The first volume in this series was characterised, I thought, by a want of generosity (AJ 11.9.03). There was not much about the people who helped to create the buildings, or got sacked, or became independently famous.

Things have not really changed in the fourth volume, the second to be published by Prestel for the Foster office.

After noting wryly that the books are called Norman Foster: Works, not Foster and Partners: Works, you turn to the group photo across pages 532 and 533, with - as the Sunday papers have gleefully reported - Ken Shuttleworth cut-and-pasted well away from his original position on the master's right hand. You wonder how Shuttleworth and his ex-Foster colleagues now at Make will be treated in volumes two and three, the next to appear - and in the volumes after that. You must also wonder gloomily what else has been doctored.

That is the last bit of fun you will have from this 50mm-thick, beautifully designed, silverjacketed volume, for it is not only physically heavy but deadly serious. It covers the more important buildings designed in the first part of the 1990s: the Reichstag, Frankfurt's Commerzbank, the Design Centre, Essen, the British Museum's Great Court, Canary Wharf Tube Station, the MusÚe de PrÚhistoire des Gorges du Verdon - and a lot more, including masterplans and unbuilt projects.

This is the decade, says Foster, during which the office went all-computer, and it was possible to test many of 'the 'green ideas' that we explored in the early years of the practice, [which] are only now becoming a reality because of the computerised methods of predicting and monitoring environmental performance now at our disposal'.

Such a large office as Foster's does a lot of bread-and-butter work to survive. Because of this, and because there are only so many facade systems with which to ring the changes on an elevation, it is sometimes quite difficult to distinguish a Foster commercial building from one by the big developerfriendly companies - at least in photographs.

You hope that on the ground you would be able to detect the difference in the detailing and thinking. So one important message of this book is that what differentiates the Foster office is that it produces a knockout winner at least every couple of years.

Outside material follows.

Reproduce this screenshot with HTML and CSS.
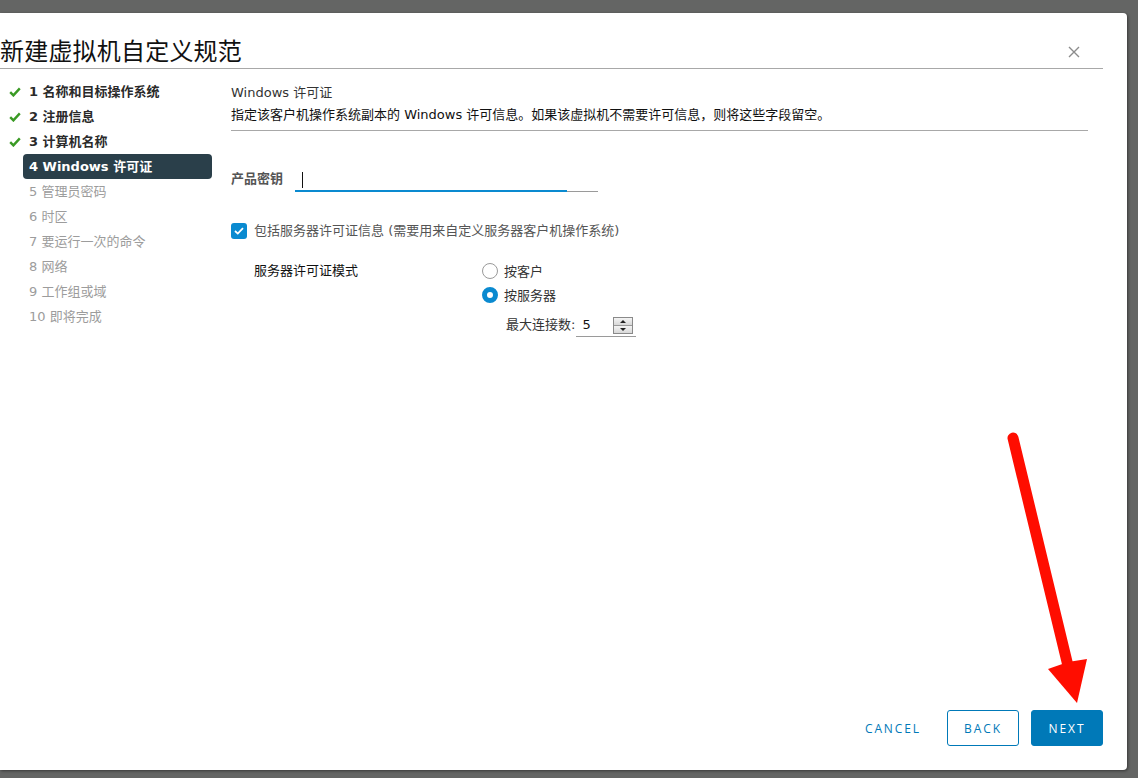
FILE: index.html
```html
<!DOCTYPE html>
<html lang="zh-CN">
<head>
<meta charset="utf-8">
<title>新建虚拟机自定义规范</title>
<link rel="stylesheet" href="styles.css">
</head>
<body>
<div class="stage">
  <div class="dialog">
    <header class="dlg-head">
      <h1 class="dlg-title">新建虚拟机自定义规范</h1>
      <button class="close" aria-label="关闭">
        <svg width="12" height="12" viewBox="0 0 12 12"><path d="M1 1 L11 11 M11 1 L1 11" stroke="#8c8c8c" stroke-width="1.4" fill="none"/></svg>
      </button>
    </header>
    <div class="dlg-body">
      <nav class="steps">
        <div class="step done"><span class="mark"><svg width="12" height="10" viewBox="0 0 12 10"><path d="M1.2 5.2 L4.4 8.4 L10.8 1.4" stroke="#3a9a24" stroke-width="2.4" fill="none"/></svg></span><span class="label">1 名称和目标操作系统</span></div>
        <div class="step done"><span class="mark"><svg width="12" height="10" viewBox="0 0 12 10"><path d="M1.2 5.2 L4.4 8.4 L10.8 1.4" stroke="#3a9a24" stroke-width="2.4" fill="none"/></svg></span><span class="label">2 注册信息</span></div>
        <div class="step done"><span class="mark"><svg width="12" height="10" viewBox="0 0 12 10"><path d="M1.2 5.2 L4.4 8.4 L10.8 1.4" stroke="#3a9a24" stroke-width="2.4" fill="none"/></svg></span><span class="label">3 计算机名称</span></div>
        <div class="step active"><span class="mark"></span><span class="label">4 Windows 许可证</span></div>
        <div class="step todo"><span class="mark"></span><span class="label">5 管理员密码</span></div>
        <div class="step todo"><span class="mark"></span><span class="label">6 时区</span></div>
        <div class="step todo"><span class="mark"></span><span class="label">7 要运行一次的命令</span></div>
        <div class="step todo"><span class="mark"></span><span class="label">8 网络</span></div>
        <div class="step todo"><span class="mark"></span><span class="label">9 工作组或域</span></div>
        <div class="step todo"><span class="mark"></span><span class="label">10 即将完成</span></div>
      </nav>
      <main class="content">
        <section class="intro">
          <h2 class="sec-title">Windows 许可证</h2>
          <p class="sec-desc">指定该客户机操作系统副本的 Windows 许可信息。如果该虚拟机不需要许可信息，则将这些字段留空。</p>
        </section>
        <div class="field">
          <label class="field-label">产品密钥</label>
          <div class="text-input"><span class="caret"></span></div>
        </div>
        <div class="check-row">
          <span class="checkbox"><svg width="10" height="8" viewBox="0 0 10 8"><path d="M1 4 L3.8 6.6 L9 1.2" stroke="#fff" stroke-width="1.8" fill="none"/></svg></span>
          <span class="check-label">包括服务器许可证信息 (需要用来自定义服务器客户机操作系统)</span>
        </div>
        <div class="mode">
          <div class="mode-label">服务器许可证模式</div>
          <div class="mode-options">
            <div class="radio-row"><span class="radio"></span><span>按客户</span></div>
            <div class="radio-row"><span class="radio on"></span><span>按服务器</span></div>
            <div class="max-row">
              <span class="max-label">最大连接数:</span>
              <div class="num-input">
                <span class="num-value">5</span>
                <span class="spinner">
                  <span class="spin up"><svg width="6" height="3" viewBox="0 0 6 3"><path d="M0 3 L3 0 L6 3Z" fill="#222"/></svg></span>
                  <span class="spin down"><svg width="6" height="3" viewBox="0 0 6 3"><path d="M0 0 L3 3 L6 0Z" fill="#222"/></svg></span>
                </span>
              </div>
            </div>
          </div>
        </div>
      </main>
    </div>
    <footer class="dlg-foot">
      <button class="btn btn-link">CANCEL</button>
      <button class="btn btn-outline">BACK</button>
      <button class="btn btn-primary">NEXT</button>
    </footer>
  </div>
  <svg class="annot-arrow" width="1138" height="778" viewBox="0 0 1138 778">
    <path d="M1013 438 L1069 670" stroke="#ff0d00" stroke-width="11" stroke-linecap="round" fill="none"/>
    <path d="M1048 669 L1068 662 L1087 659 L1077 703 Z" fill="#ff0d00"/>
  </svg>
</div>
</body>
</html>
```
FILE: styles.css
```css
* { box-sizing: border-box; }
html, body { margin: 0; padding: 0; }
body {
  background: #646564;
  font-family: "DejaVu Sans", "Noto Sans CJK SC", sans-serif;
  font-size: 13px;
  color: #222;
  width: 1138px;
  height: 778px;
  overflow: hidden;
}
.stage {
  position: relative;
  width: 1138px;
  height: 778px;
  padding-top: 13px;
}
.dialog {
  width: 1127px;
  height: 757px;
  background: #fff;
  border-radius: 0 4px 4px 0;
  box-shadow: 1px 1px 3px rgba(0,0,0,0.45);
  display: flex;
  flex-direction: column;
}
.dlg-head {
  height: 56px;
  margin-right: 24px;
  border-bottom: 1px solid #a8a8a8;
  display: flex;
  justify-content: space-between;
  align-items: flex-start;
}
.dlg-title {
  margin: 0;
  padding-top: 22px;
  font-family: "Noto Sans CJK SC", sans-serif;
  font-weight: 400;
  font-size: 24px;
  line-height: 30px;
  color: #111;
  letter-spacing: 0.2px;
}
.close {
  margin: 33px 23px 0 0;
  padding: 0;
  border: 0;
  background: none;
  width: 12px;
  height: 12px;
  display: flex;
}
.dlg-body {
  flex: 1;
  display: flex;
}
.steps {
  width: 212px;
  padding-top: 10px;
  display: flex;
  flex-direction: column;
}
.step {
  height: 25px;
  display: flex;
  align-items: center;
}
.step .mark {
  width: 23px;
  padding-left: 9px;
  display: flex;
  align-items: center;
}
.step .label {
  width: 189px;
  height: 25px;
  line-height: 25px;
  padding-left: 6px;
  border-radius: 4px;
  white-space: nowrap;
}
.step.done .label { font-weight: 700; color: #2a2a2a; }
.step.active .label { font-weight: 700; color: #fff; background: #2a3f4a; }
.step.todo .label { color: #9c9c9c; }
.content {
  flex: 1;
  margin-left: 19px;
  margin-right: 39px;
}
.intro {
  padding-top: 15px;
  padding-bottom: 6px;
  border-bottom: 1px solid #a8a8a8;
}
.sec-title {
  margin: 0;
  font-size: 13px;
  font-weight: 400;
  line-height: 18px;
  color: #333;
}
.sec-desc {
  margin: 4px 0 0;
  line-height: 18px;
  color: #111;
}
.field {
  margin-top: 34px;
  display: flex;
  align-items: center;
  gap: 12px;
  height: 27px;
}
.field-label {
  line-height: 27px;
  color: #555;
  font-weight: 700;
}
.text-input {
  position: relative;
  width: 303px;
  height: 27px;
  border-bottom: 1px solid #9a9a9a;
}
.text-input::after {
  content: "";
  position: absolute;
  left: 0;
  bottom: -1px;
  width: 272px;
  height: 2px;
  background: #0a8ad0;
}
.caret {
  position: absolute;
  left: 7px;
  top: 7px;
  width: 1px;
  height: 16px;
  background: #111;
}
.check-row {
  margin-top: 31px;
  display: flex;
  align-items: center;
  gap: 7px;
  height: 16px;
}
.checkbox {
  width: 16px;
  height: 16px;
  border-radius: 3px;
  background: #0a8ad0;
  display: flex;
  align-items: center;
  justify-content: center;
}
.check-label { color: #555; line-height: 16px; }
.mode {
  margin-top: 19px;
  padding-left: 23px;
  display: flex;
}
.mode-label {
  width: 228px;
  line-height: 25px;
  color: #111;
}
.mode-options { display: flex; flex-direction: column; }
.radio-row {
  height: 25px;
  display: flex;
  align-items: center;
  gap: 6px;
  color: #333;
}
.radio-row + .radio-row { margin-top: -1px; }
.radio {
  width: 16px;
  height: 16px;
  border-radius: 50%;
  border: 1px solid #9a9a9a;
  background: #fff;
}
.radio.on {
  border: 5.5px solid #0a8ad0;
  background: #fff;
}
.max-row {
  margin-top: 8px;
  padding-left: 24px;
  height: 22px;
  display: flex;
  align-items: flex-start;
  gap: 1px;
}
.max-label { line-height: 20px; color: #333; }
.num-input {
  width: 60px;
  height: 22px;
  border-bottom: 1px solid #9a9a9a;
  display: flex;
  align-items: flex-start;
  justify-content: space-between;
  padding: 0 3px 0 6px;
}
.num-value { line-height: 20px; color: #111; }
.spinner {
  margin-top: 2px;
  width: 20px;
  height: 17px;
  display: flex;
  flex-direction: column;
  border: 1px solid #8a8a8a;
  background: #e8e8e8;
}
.spin {
  flex: 1;
  display: flex;
  align-items: center;
  justify-content: center;
  background: linear-gradient(#f4f4f4, #d8d8d8);
}
.spin.up { border-bottom: 1px solid #9a9a9a; }
.dlg-foot {
  padding: 0 24px 24px 0;
  display: flex;
  justify-content: flex-end;
  align-items: center;
}
.btn {
  height: 36px;
  min-width: 72px;
  padding: 0 12px;
  font-family: "Open Sans", sans-serif;
  font-size: 12px;
  letter-spacing: 1.9px;
  border-radius: 3px;
  cursor: pointer;
  display: flex;
  align-items: center;
  justify-content: center;
}
.btn-link {
  background: none;
  border: 0;
  color: #0079b8;
  margin-right: 14px;
}
.btn-outline {
  background: #fff;
  border: 1px solid #0079b8;
  color: #0079b8;
  margin-right: 12px;
}
.btn-primary {
  background: #0079b8;
  border: 1px solid #0079b8;
  color: #fff;
}
.annot-arrow {
  position: absolute;
  left: 0;
  top: 0;
  pointer-events: none;
}
```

The book is organised as a series of essays surrounding particular buildings and projects, written by the illuminati of the architectural press - Catherine Slessor, Deyan Sudjic, Kenneth Powell, Richard Weston, Annette LeCuyer, Colin Davies among them. As before, there is a 50mm strip across the top of each page with images and small quotes from old articles by a miscellany of people - including a good sprinking by Foster himself. This is known internally as 'the film', explains editor David Jenkins, a species of visual footnotes: 'It is hoped that this material will add to the reader's enjoyment and aid those who wish to research the work of the Foster studio further.' Foster makes much of the theme of energy conservation. Other architects pay lip service to the idea but they are frequently frustrated by their clients. You feel that at least with the public - and even with some of the commercial - work, the Foster office does try very hard, because techniques for conserving energy can generate architectural form. What the book allows the office to do is to explain in detail exactly how this all works and how it came about - which the usual magazine article, however well illustrated, can rarely do.

Foster is outstanding because of 'his ability to turn abstract ideas into a physical reality of unprecedented lightness and grace' (as Frank Duffy puts it). Duffy goes on to characterise the Foster way of designing: 'Every element is as simple and refined as it can be made? nothing is hidden? planning, structure, servicing, circulation and fenestration are all designed to work together.' The Foster magic has been to do all this in fresh, and sometimes unexpected, ways. And that is why this collection of Foster works is so agreeable: it has the quality of a quarry not yet touched by many archaeologists.

At the same time, this volume is a part of the memorial edifice to the Foster phenomenon - Foster's bid for eternity, the ultimate record of the work. The buildings are not enough.

There is the corpus of unbuilt schemes; there is the underlying thinking; there is the process of searching for new and more interesting materials, and of ways of using them. Then there is the (always favourable) opinion of contemporary critics; and the body of sketches, formal drawings and photographs which, in these volumes, will endure as long as the buildings - and, since the information will be stored in a thousand architectural libraries around the world, maybe even longer.

You think of the lesson of Corb and Andre Lurcat - in the interwar years they were the towering figures of Modernism. The main reason why Lurcat has been forgotten is not that he was a second-rate architect but that Corb published constantly and relentlessly - and he too cut-and-pasted for publication when it suited his cause. He knew that subsequent generations, unless they were historians, would use the official texts rather than trawling through old newspapers and magazines for the fuller picture.

So while you may not respect it at all, you understand the reasoning behind this and the volumes to come; and you understand why the Foster office, not an independent writer, has produced the book. You only hope that future generations will understand that too.

Along with the fact that the work is, indeed, mostly unprecedentedly light and graceful.